The whole scenario of Scotland insisting that it must keep the currency of the state from which it is departing borders on the bizarre. It is like a prisoner demanding that the terms of his release should include the inalienable right to remain in prison. On what possible basis can they claim that Scotland will be better served by the Bank of England if we are outside the UK than when we are in it?

Border controls is another area on which the assertion that the UK must do as Scotland tells them is simply ridiculous. By definition, there are two sides to a border. The idea that Scotland can run its own immigration policy while insisting on open borders with the rest of the UK is simply not true. We are a small island within which people currently move freely.

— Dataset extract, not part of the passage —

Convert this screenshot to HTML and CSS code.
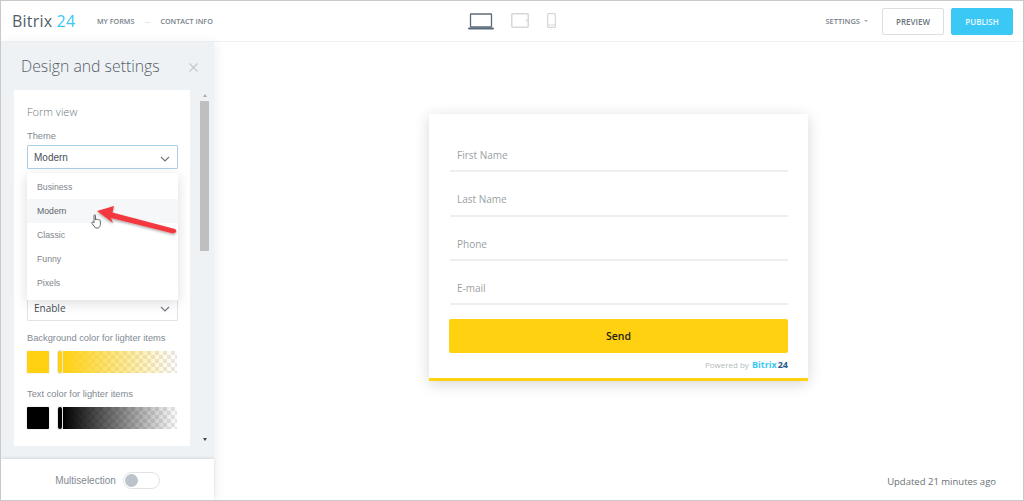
FILE: index.html
```html
<!DOCTYPE html>
<html lang="en">
<head>
<meta charset="utf-8">
<title>Bitrix24 form designer</title>
<link rel="stylesheet" href="styles.css">
</head>
<body>
<div class="frame">
  <header class="topbar">
    <div class="top-left">
      <div class="logo">Bitrix <span class="logo-num">24</span></div>
      <nav class="crumbs"><span>MY FORMS</span><span class="dash">—</span><span>CONTACT INFO</span></nav>
    </div>
    <div class="devices">
      <svg class="laptop" width="26" height="17" viewBox="0 0 26 17"><rect x="2.500" y="1" width="21" height="13" rx="0.5" fill="none" stroke="#5b6b7a" stroke-width="1.3"/><rect x="0" y="14.500" width="26" height="2" rx="1" fill="#5b6b7a"/></svg>
      <svg class="tablet" width="18" height="15" viewBox="0 0 18 15"><rect x="0.750" y="0.750" width="16.500" height="13.500" rx="1" fill="none" stroke="#d4d8dc" stroke-width="1.500"/><rect x="15" y="6.500" width="1.500" height="2" fill="#d4d8dc"/></svg>
      <svg class="phone" width="9" height="15" viewBox="0 0 9 15"><rect x="0.600" y="0.600" width="7.800" height="13.800" rx="1" fill="none" stroke="#d4d8dc" stroke-width="1.200"/><path d="M1 12h7" stroke="#d4d8dc"/></svg>
    </div>
    <div class="top-right">
      <span class="settings">SETTINGS<i class="caret"></i></span>
      <button class="btn btn-preview">PREVIEW</button>
      <button class="btn btn-publish">PUBLISH</button>
    </div>
  </header>
  <div class="content">
    <aside class="sidebar">
      <div class="side-head">
        <h1>Design and settings</h1>
        <svg class="close" width="9" height="9" viewBox="0 0 9 9"><path d="M.5.5l8 8M8.500.5l-8 8" stroke="#c4cacf" stroke-width="1.200"/></svg>
      </div>
      <div class="side-body">
        <section class="panel">
          <h2>Form view</h2>
          <div class="label">Theme</div>
          <div class="select select-active">Modern<svg class="chev" width="10" height="6" viewBox="0 0 10 6"><path d="M1 1l4 4 4-4" fill="none" stroke="#6c757d" stroke-width="1.100"/></svg></div>
          <ul class="dropdown">
            <li>Business</li>
            <li class="hover">Modern</li>
            <li>Classic</li>
            <li>Funny</li>
            <li>Pixels</li>
          </ul>
          <div class="select select-enable">Enable<svg class="chev" width="10" height="6" viewBox="0 0 10 6"><path d="M1 1l4 4 4-4" fill="none" stroke="#6c757d" stroke-width="1.100"/></svg></div>
          <div class="label label-bg">Background color for lighter items</div>
          <div class="color-row">
            <span class="swatch swatch-yellow"></span>
            <span class="handle handle-yellow"></span>
            <span class="ramp ramp-yellow"></span>
          </div>
          <div class="label label-text">Text color for lighter items</div>
          <div class="color-row">
            <span class="swatch swatch-black"></span>
            <span class="handle handle-black"></span>
            <span class="ramp ramp-black"></span>
          </div>
        </section>
        <div class="scroll">
          <i class="arrow-up"></i>
          <div class="thumb"></div>
          <i class="arrow-down"></i>
        </div>
      </div>
      <div class="side-foot">
        <span>Multiselection</span>
        <span class="toggle"><i></i></span>
      </div>
    </aside>
    <main class="stage">
      <form class="card">
        <div class="field">First Name</div>
        <div class="field">Last Name</div>
        <div class="field">Phone</div>
        <div class="field">E-mail</div>
        <div class="send">Send</div>
        <div class="powered">Powered by <b class="pb-blue">Bitrix</b><b class="pb-dark">24</b></div>
      </form>
      <div class="updated">Updated 21 minutes ago</div>
    </main>
  </div>
  <svg class="annot" width="100" height="50" viewBox="0 0 100 50">
    <defs><filter id="sh" x="-20%" y="-20%" width="140%" height="160%"><feDropShadow dx="0" dy="1.500" stdDeviation="1.200" flood-color="#000" flood-opacity=".3"/></filter></defs>
    <path filter="url(#sh)" d="M5 7 L22 2 L20.500 8.500 L83 25 Q85.500 27 83.500 28.500 L81 29.500 L19 14 L21 19 Z" fill="#f4393f"/>
  </svg>
  <svg class="hand" width="11" height="15" viewBox="0 0 11 15"><path d="M3 1.500c0-1 1.500-1 1.500 0V6l.5-.5c.6-.5 1.200-.2 1.400.2.500-.4 1.200-.2 1.400.3.600-.3 1.500 0 1.500.9v3.600c0 1.500-.8 3-2 3.500H4.500L1 9.500c-.7-1 .5-2 1.300-1.200L3 9z" fill="#fff" stroke="#555" stroke-width=".9"/></svg>
</div>
</body>
</html>
```
FILE: styles.css
```css
* { box-sizing: border-box; }
html, body { margin: 0; padding: 0; background: #fff; }
body { width: 1024px; height: 501px; overflow: hidden; font-family: "Open Sans", sans-serif; }
.frame { position: relative; width: 1024px; height: 501px; border: 1px solid #c9c9c9; display: flex; flex-direction: column; background: #fff; overflow: hidden; }

.topbar { height: 41px; flex: none; display: grid; grid-template-columns: 1fr auto 1fr; align-items: center; border-bottom: 1px solid #f0f2f3; background: #fff; padding: 0 10px 0 11px; }
.top-left { display: flex; align-items: center; }
.logo { font-size: 16px; color: #535c69; letter-spacing: .2px; line-height: 40px; width: 85px; }
.logo-num { color: #3bc8f5; }
.crumbs { display: flex; gap: 10px; font-size: 7.200px; font-weight: 600; color: #767f88; }
.dash { color: #d5d8db; font-weight: 400; width: 6px; overflow: hidden; }
.devices { display: flex; align-items: flex-start; margin-left: -1px; }
.laptop { margin-right: 17px; }
.tablet { margin-right: 18px; }
.top-right { display: flex; align-items: center; justify-content: flex-end; }
.settings { font-size: 7.500px; font-weight: 600; color: #767f88; display: flex; align-items: center; margin-right: 14px; }
.caret { width: 0; height: 0; border: 2px solid transparent; border-top: 2.500px solid #a3a9af; border-bottom: 0; margin-left: 4px; }
.btn { width: 62px; height: 27px; font-family: "Open Sans", sans-serif; font-size: 8px; font-weight: 600; border-radius: 2px; padding: 0; }
.btn-preview { background: #fff; border: 1px solid #dbdfe2; color: #6b747c; margin-right: 7px; }
.btn-publish { background: #3bc8f5; border: 1px solid #3bc8f5; color: #eaf9fe; }

.content { flex: 1; display: flex; min-height: 0; }
.sidebar { width: 213px; flex: none; display: flex; flex-direction: column; background: #eef2f4; box-shadow: 3px 0 10px rgba(0,0,0,.06); position: relative; }
.side-head { height: 48px; flex: none; display: flex; align-items: center; justify-content: space-between; padding: 0 16px 0 20px; }
.side-head h1 { margin: 0; font-size: 15.800px; font-weight: 300; color: #56606a; }
.close { margin-top: 2px; }
.side-body { flex: 1; display: flex; min-height: 0; padding-left: 13px; }
.panel { position: relative; width: 176px; height: 356px; background: #fff; padding: 14px 13px 0; }
.panel h2 { margin: 0; font-size: 11px; font-weight: 300; line-height: 16px; color: #6f777e; }
.label { font-family: "Liberation Sans", sans-serif; font-size: 9.300px; color: #828a92; line-height: 13px; }
.panel h2 + .label { margin-top: 10px; }
.select { position: relative; height: 24px; width: 151px; margin-top: 2px; border: 1px solid #e0e4e7; border-radius: 1px; padding-left: 6px; display: flex; align-items: center; font-family: "Liberation Sans", sans-serif; font-size: 10px; color: #48505a; background: #fff; }
.select-active { border-color: #a9cfe8; }
.select-enable { margin-top: 126px; height: 26px; font-family: "Open Sans", sans-serif; font-size: 10px; }
.chev { position: absolute; right: 7px; top: 10px; }
.dropdown { position: absolute; left: 13px; top: 83px; width: 151px; height: 127px; margin: 0; padding: 2px 0; list-style: none; background: #fff; box-shadow: 0 3px 12px rgba(0,0,0,.14); z-index: 2; font-family: "Liberation Sans", sans-serif; font-size: 8.700px; color: #7d858c; }
.dropdown li { height: 24px; line-height: 24px; padding-left: 10px; }
.dropdown .hover { background: #f5f7f8; color: #5d656d; }
.label-bg { margin-top: 11px; }
.label-text { margin-top: 15px; }
.color-row { display: flex; align-items: stretch; height: 22px; margin-top: 6px; }
.swatch { width: 22px; border-radius: 1px; box-shadow: 0 0 0 1px #f1f3f4; }
.swatch-yellow { background: #ffd110; }
.swatch-black { background: #000; }
.handle { width: 4px; margin: 0 1px 0 9px; border-radius: 2px; box-shadow: 0 0 0 1px #e3e6e8; }
.handle-yellow { background: #ffd110; }
.handle-black { background: #000; }
.ramp { flex: 1; background-size: 100% 100%, 8px 8px; }
.ramp-yellow { background-image: linear-gradient(90deg, #ffd110, rgba(255,209,16,0)), conic-gradient(#e6e6e6 25%, #fff 0 50%, #e6e6e6 0 75%, #fff 0); }
.ramp-black { background-image: linear-gradient(90deg, #000, rgba(0,0,0,0)), conic-gradient(#e6e6e6 25%, #fff 0 50%, #e6e6e6 0 75%, #fff 0); }
.scroll { width: 9px; margin-left: 10px; display: flex; flex-direction: column; align-items: center; height: 356px; padding-top: 4px; }
.arrow-up, .arrow-down { width: 0; height: 0; border: 2.500px solid transparent; }
.arrow-up { border-bottom: 3px solid #a9aeb2; border-top: 0; }
.thumb { width: 9px; height: 150px; margin-top: 4px; background: #bfbfbf; }
.arrow-down { margin-top: auto; margin-bottom: 5px; border-top: 3px solid #3e4448; border-bottom: 0; }
.side-foot { height: 41px; flex: none; margin-top: 13px; padding-top: 1px; background: #fff; box-shadow: 0 -1px 3px rgba(0,0,0,.1); display: flex; align-items: center; justify-content: center; gap: 7px; font-family: "Liberation Sans", sans-serif; font-size: 10px; color: #828a92; }
.toggle { width: 37px; height: 17px; border: 1px solid #dfe3e6; border-radius: 9px; padding: 1px; background: #fff; display: flex; }
.toggle i { width: 13px; height: 13px; border-radius: 50%; background: #bcc3ca; }

.stage { flex: 1; display: flex; flex-direction: column; align-items: center; padding-top: 72px; min-width: 0; }
.card { width: 379px; height: 267px; flex: none; background: #fff; border-bottom: 3px solid #ffd110; box-shadow: 0 3px 14px rgba(0,0,0,.16); padding: 14px 20px 0 20px; }
.field { height: 44.300px; padding: 13px 0 0 7px; font-size: 10px; line-height: 28px; color: #9a9fa4; border-bottom: 2px solid #eceef0; margin-left: 1px; }
.send { height: 34px; margin-top: 14px; background: #ffd110; border-radius: 2px; display: flex; align-items: center; justify-content: center; font-size: 10.500px; font-weight: 600; color: #1c1c1c; }
.powered { margin-top: 5px; text-align: right; font-size: 8px; line-height: 14px; color: #b4b9bd; }
.pb-blue, .pb-dark { font-size: 9px; font-weight: 700; }
.pb-blue { color: #3bc8f5; margin-left: 1px; }
.pb-dark { color: #2c5a86; margin-left: 1px; }
.updated { margin-top: auto; margin-bottom: 11px; align-self: flex-end; margin-right: 27px; font-size: 9.500px; color: #6a7076; line-height: 14px; }

.annot { position: absolute; left: 91px; top: 203px; z-index: 5; }
.hand { position: absolute; left: 90px; top: 213px; z-index: 6; }
```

Split us into two states with different immigration policies and that ceases to be the case.

There is so much in this white paper that it is possible to spit peas through, and the one good thing to be said for it is that the target now exists. But maybe what I found its most offensive aspect was the attempt to confuse social issues that are currently the remit of the Scottish Government with the question of independence.

Apparently short of women’s votes, the Nationalists have made promises about what would happen to childcare by 2024. Big deal, one might say. The obvious point is that nothing of significance has happened since 2008 when they gained control of the Scottish Parliament. Certainly nothing as radical as the childcare and pre-school revolution which benefited the whole of the UK in 1997.

As always, the Nationalists prefer to talk about what they would do if only they had independence. Like everyone else, they should be judged not by what they say they would do, but by what they have actually done. If they believe in childcare or anything else as a social priority, the time for evidence is not 2024 but 2014.

We are, after all, talking about Scotland’s children – not pawns in the Nationalist game.